In total I pulled data for SPY (as the signal), FNZ.NZ (as the traded ETF), and the NZX50 index (for benchmarking).

For the signal, I calculated the daily return of SPY. The original idea was simple: if SPY goes up, then buy the NZ ETF (FNZ.NZ) at the next NZ market open. Since the US market closes in the evening (New York time) and New Zealand is already into the next day, I shifted the SPY signal forward one day. This ensured I was using yesterday’s SPY return to decide whether to buy the NZ ETF today. The trading rules were simple:

• If SPY’s return is greater than a set threshold, I buy (or continue holding) the NZ ETF at the market open.

• If SPY’s return is below the threshold, I sell the NZ ETF at the open and move to cash.

The threshold was introduced to help reduce unnecessary trades. Since each trade includes a transaction cost, moving in and out of the market on tiny moves can eat into returns. By requiring SPY to be up by more than a small percentage, the strategy trades less frequently, ideally only when there’s a strong signal, which can lead to better net performance after fees.

From 2010 to the present day, the script loops through each trading day, either buying, selling, or holding the NZ ETF based on the signal. A transaction cost of 0.1% per trade was included to make the results more realistic by accounting for brokerage fees. I also imported the NZD/USD exchange rate so that all performance, including the SPY benchmark, could be compared in New Zealand dollars on each date.

To find the optimal threshold, I wrapped the script in a loop where the threshold value was adjusted. The backtest was then run from 2010 to today, testing a range of thresholds, from -5% to +5% in 0.1% increments. For each threshold, the script recorded the final portfolio value. The threshold that produced the highest return on the most recent day was selected as the optimal one. This ended up being -1%. I used an initial investment of $10,000 and carried out the analysis.

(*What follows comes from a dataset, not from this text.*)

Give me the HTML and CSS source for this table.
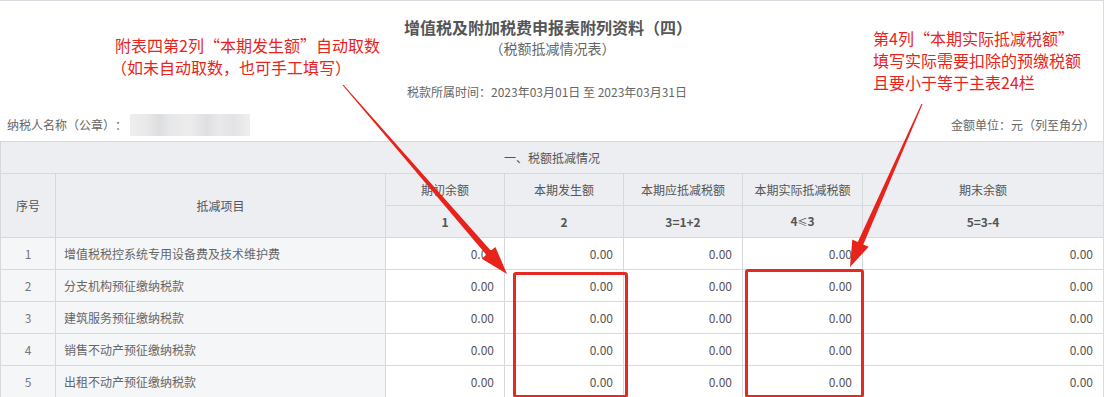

Now, the big question, did I time the market? The answer, yes, but it comes with some caveats. If your goal was to maximize returns, you would have been better off just investing in SPY and holding it the entire time. But if you're looking for New Zealand exposure, this strategy could offer a smarter way to approach it than simply buying and holding the NZX50.

Here’s how a $10,000 investment from 2010 to today would have played out:

• SPY final value = $90,067

• NZX50 = $36,656

• Strategy = $52,921

image

While the strategy did not outperform SPY, it did exceed the performance of the NZX50. But is this outperformance statistically significant? To investigate this, we first summarize the average monthly returns:

• SPY = 1.25%

• NZX50 = 0.75%

• Strategy = 0.94%

We test whether the strategy's mean return is statistically higher than the NZX50’s using a one-sided paired t-test. The hypotheses are:

• H0 (Null Hypothesis): Strategy return <= NZX50 return.

• HA (Alternative Hypothesis): Strategy return is > NZX50 return.

The t-test yields a p-value of 0.0267. Since this is below the 5% significance level, we reject the null hypothesis. This provides evidence, at the 95% confidence level, that the strategy’s average monthly return is statistically greater than that of the NZX50 index.